For the Federal and Postal employee who finds that a medical condition begins to prevent one from performing one or more of the essential elements of one’s job, consideration then needs to be given for filing with the U.S. Office of Personnel Management, whether one is under FERS or CSRS, or CSRS Offset, of an effective Federal Disability Retirement application.

Yes, unfairness is a characteristic of life not reflected in the graph of microeconomics; yes, sometimes experience teaches us that the proverbial cards are stacked against us; and yes, reversals of fortune constitute a reality rarely taught in classroom social studies.  But as life’s experience is never accurately or fully represented by mere lines and numerical paradigms, so a biography of a historical figure can never be captured, as fortunes and reversals thereof can never embrace the complexity of human folly.

Sincerely,

Robert R. McGill, Esquire

 

Federal Disability Retirement: Facts and Explanations

There is often a widespread misconception that “facts” need no elucidation or explanation, and somehow speak for themselves.  There are, indeed, times when self-imposed limitation of apparent eloquence and bombastic, grandiloquent and pretentious verbosity is of use; for, scarcity of adjectives and brevity of prose can leave the plains and tundra of a descriptive narrative’s call for less inhabitants, and not more, to reveal the beauty of the linguistic landscape; but even in such instances, facts still require explanation.

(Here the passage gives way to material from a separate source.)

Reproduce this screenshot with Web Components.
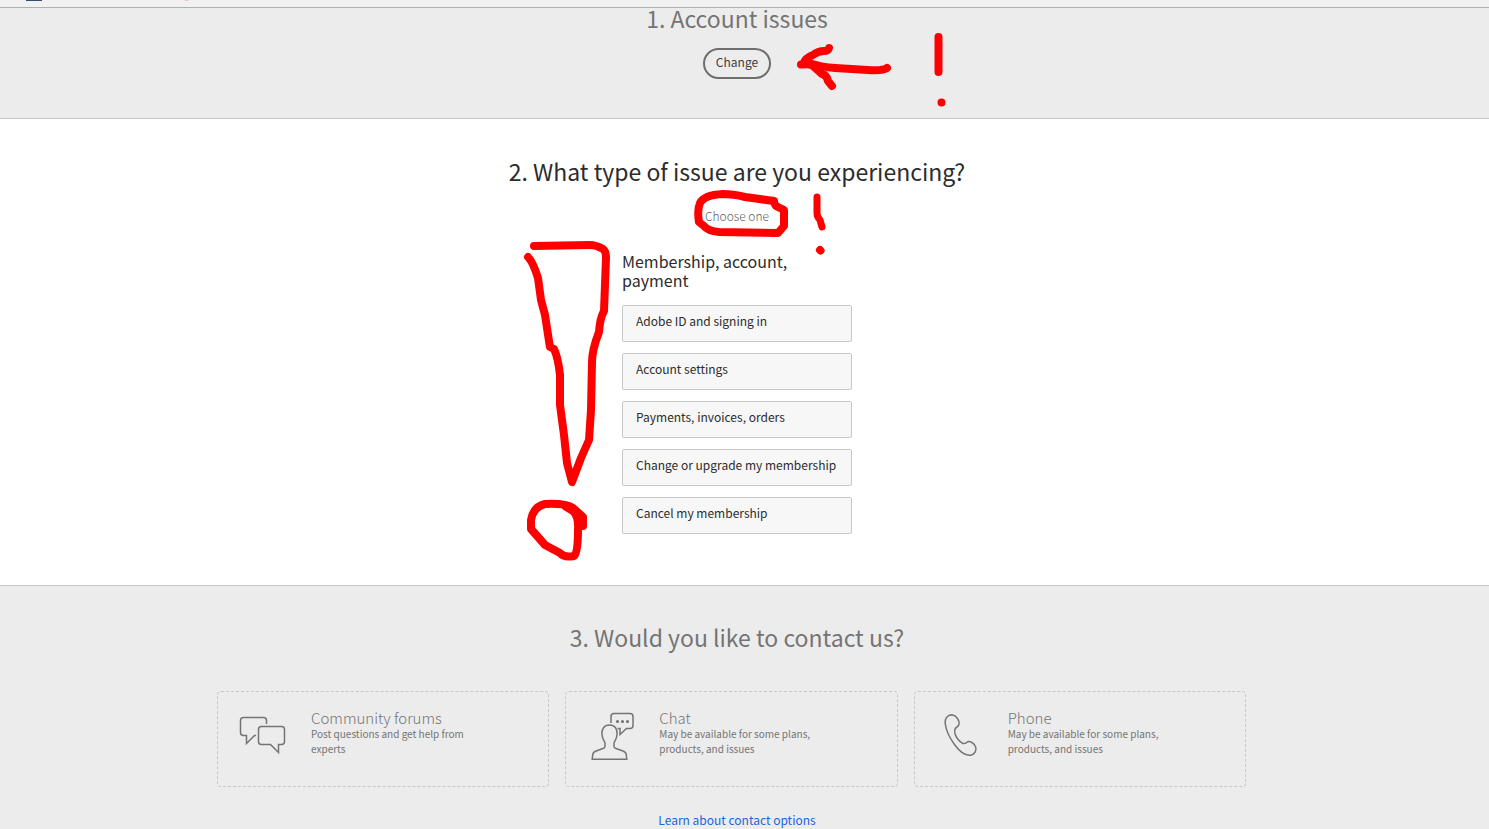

Facts without explanation constitute mere artifacts floating in a vacuum of a historical void.  It is thus the prefatory context provided by explanatory delineation, or the sentence next which elucidates the relevance and significance of an event before. Without the explanation, facts merely remain an artifice with a lack of architectural integrity, lost in the quagmire of historicity without dates, times or epochs of reference.

For Federal employees and U.S. Postal workers who are considering filing for Federal Disability Retirement benefits through the U.S. Office of Personnel Management, whether the Federal or Postal worker is under FERS, CSRS or CSRS Offset, the misunderstanding between the conceptual bifurcation of “facts” and “explanations” is often exponentially magnified to the detriment of the Federal Disability Retirement applicant when one presumes that “medical facts” speak for themselves.

Thus does the Federal or Postal worker who is preparing a Federal Disability Retirement application simply bundle up a voluminous file of medical records and declare, “See!”  But such declarative intonations accompanying files of “facts” do not explain in meeting the legal criteria to qualify for Federal Disability Retirement.  An explanation is in response to the query by a governmental agency and bureaucracy which requires that justification through explanation will meet the preponderance of the evidence test in being eligible for Federal Disability Retirement benefits.

Yes, there are some “facts” which may not require explanation — such as the beauty of a morning dawn pink with a quietude of poetry, where words fail to embrace the peaceful mood within the serenity of nature; but such facts do not reflect the chaos of the paperwork being received by the U.S. Office of Personnel Management, and very few there care about the pink dawn of nature, but want an explanation as to why the Federal or Postal employee is entitled to Federal Disability Retirement benefits.